The court rejected Lloyd’s reliance on this year’s much-discussed decision in Axis Reinsurance Co. v. Northrop Grumman Corp., which Lloyd’s argued stood for the proposition that Scottsdale cannot challenge Lloyd’s payments.  However, the court in Scottsdale v. Lloyds drew a distinction between that case and the matter at hand.

While language in Northrop Grumman “appears to support Underwriters’ and the district court’s conclusion, context is key. In that case, the excess insurer was arguing that the claim against the insured was not a covered loss. Whereas here, Scottsdale is arguing that a claim against the insurer is not a covered loss. This difference limits the AXIS [Northrop Grumman] court’s primary justification for its rule — i.e., protecting the insured’s objectively reasonable expectations.”

Thus, the Scottsdale v.
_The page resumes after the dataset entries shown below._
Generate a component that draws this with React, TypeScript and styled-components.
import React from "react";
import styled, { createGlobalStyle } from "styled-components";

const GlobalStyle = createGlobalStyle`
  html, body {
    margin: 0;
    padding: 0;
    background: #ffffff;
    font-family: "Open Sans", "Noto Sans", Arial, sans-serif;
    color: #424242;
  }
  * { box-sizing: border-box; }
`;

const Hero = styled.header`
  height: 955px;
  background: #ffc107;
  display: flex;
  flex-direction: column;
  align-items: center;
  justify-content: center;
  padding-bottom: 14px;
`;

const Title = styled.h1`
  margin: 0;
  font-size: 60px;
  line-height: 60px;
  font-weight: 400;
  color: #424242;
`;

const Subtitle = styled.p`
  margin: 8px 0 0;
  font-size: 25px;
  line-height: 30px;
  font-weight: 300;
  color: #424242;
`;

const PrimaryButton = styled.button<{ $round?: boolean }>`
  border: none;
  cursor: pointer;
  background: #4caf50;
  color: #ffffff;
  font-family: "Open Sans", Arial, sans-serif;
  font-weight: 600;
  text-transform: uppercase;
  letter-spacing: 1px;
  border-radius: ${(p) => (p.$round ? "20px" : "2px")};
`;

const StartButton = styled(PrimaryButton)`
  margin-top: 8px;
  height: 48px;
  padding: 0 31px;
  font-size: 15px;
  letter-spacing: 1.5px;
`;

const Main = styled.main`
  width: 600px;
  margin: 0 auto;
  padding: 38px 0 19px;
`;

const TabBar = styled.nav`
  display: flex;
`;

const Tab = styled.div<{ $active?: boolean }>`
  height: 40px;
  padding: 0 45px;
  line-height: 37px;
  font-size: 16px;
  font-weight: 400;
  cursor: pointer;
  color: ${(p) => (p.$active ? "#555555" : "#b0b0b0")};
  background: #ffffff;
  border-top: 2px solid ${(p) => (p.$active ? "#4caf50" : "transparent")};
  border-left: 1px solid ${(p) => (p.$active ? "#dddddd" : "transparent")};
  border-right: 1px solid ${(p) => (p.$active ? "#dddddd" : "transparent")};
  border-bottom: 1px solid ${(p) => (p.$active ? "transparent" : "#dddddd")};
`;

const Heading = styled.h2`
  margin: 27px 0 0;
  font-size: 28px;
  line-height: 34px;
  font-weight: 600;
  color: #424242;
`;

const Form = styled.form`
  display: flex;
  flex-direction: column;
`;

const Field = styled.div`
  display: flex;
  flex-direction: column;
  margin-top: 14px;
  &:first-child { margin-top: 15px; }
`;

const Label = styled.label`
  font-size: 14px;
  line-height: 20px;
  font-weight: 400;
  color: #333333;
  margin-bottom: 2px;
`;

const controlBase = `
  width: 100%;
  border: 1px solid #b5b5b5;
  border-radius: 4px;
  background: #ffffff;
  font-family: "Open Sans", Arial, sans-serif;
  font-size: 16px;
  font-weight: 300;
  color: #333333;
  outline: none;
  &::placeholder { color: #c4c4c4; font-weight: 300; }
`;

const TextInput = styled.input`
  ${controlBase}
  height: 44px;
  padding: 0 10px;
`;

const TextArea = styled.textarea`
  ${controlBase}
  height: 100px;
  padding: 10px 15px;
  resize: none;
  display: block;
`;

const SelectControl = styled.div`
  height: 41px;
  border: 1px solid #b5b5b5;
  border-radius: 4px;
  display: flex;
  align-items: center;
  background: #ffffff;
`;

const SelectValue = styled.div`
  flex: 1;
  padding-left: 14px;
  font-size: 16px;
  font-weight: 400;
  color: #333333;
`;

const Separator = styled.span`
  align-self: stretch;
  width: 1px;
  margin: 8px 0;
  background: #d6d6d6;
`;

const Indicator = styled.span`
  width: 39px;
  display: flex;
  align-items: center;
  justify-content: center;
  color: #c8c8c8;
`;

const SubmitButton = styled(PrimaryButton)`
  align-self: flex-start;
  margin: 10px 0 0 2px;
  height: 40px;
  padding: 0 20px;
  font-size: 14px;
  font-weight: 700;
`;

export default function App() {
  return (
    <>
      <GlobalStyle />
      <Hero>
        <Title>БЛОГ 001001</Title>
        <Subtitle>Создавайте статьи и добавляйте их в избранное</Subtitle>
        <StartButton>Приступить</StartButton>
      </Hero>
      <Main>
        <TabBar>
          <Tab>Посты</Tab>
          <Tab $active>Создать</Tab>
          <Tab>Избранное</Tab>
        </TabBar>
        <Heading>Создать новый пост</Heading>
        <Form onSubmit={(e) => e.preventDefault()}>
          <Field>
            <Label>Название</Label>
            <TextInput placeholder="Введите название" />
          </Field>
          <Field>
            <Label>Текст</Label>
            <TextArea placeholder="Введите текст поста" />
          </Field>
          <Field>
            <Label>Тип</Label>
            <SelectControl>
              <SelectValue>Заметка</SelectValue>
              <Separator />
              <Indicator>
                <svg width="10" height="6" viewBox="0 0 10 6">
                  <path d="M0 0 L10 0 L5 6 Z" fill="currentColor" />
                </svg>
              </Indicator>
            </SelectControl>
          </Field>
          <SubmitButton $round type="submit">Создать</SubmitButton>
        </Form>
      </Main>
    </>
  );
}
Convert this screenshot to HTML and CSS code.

Lloyds court remanded the case to the district court for a determination of the extent to which the SFA settlement erodes the policy limits.  Presumably, this means a determination of how much of the settlement is for the malpractice claim, which erodes the Lloyd’s limits, versus the bad faith and failure-to-defend claims, which do not.

Indeed, the situation here is a little unique – an underlying insurer’s settlement involves both a claim covered under the policy as well as a claim for bad faith and failure to defend.  But it is not so unique. 

The possible takeaways from Scottsdale v. Lloyds, warranting its inclusion as one of the year’s ten most significant coverage cases: Northrop Grumman does not stand for a general proposition that an excess insurer cannot challenge a lower-tier insurer’s coverage decision. Second, bad faith and failure to defend settlements are borne solely by the insurer that committed the wrongful conduct.  Thus, they do not erode the limits of the responsible insurer’s policy.  Third, and perhaps most importantly, presumably excess insurers can challenge other decisions by lower-tier insurers, that do not interfere with coverage provided to the insured.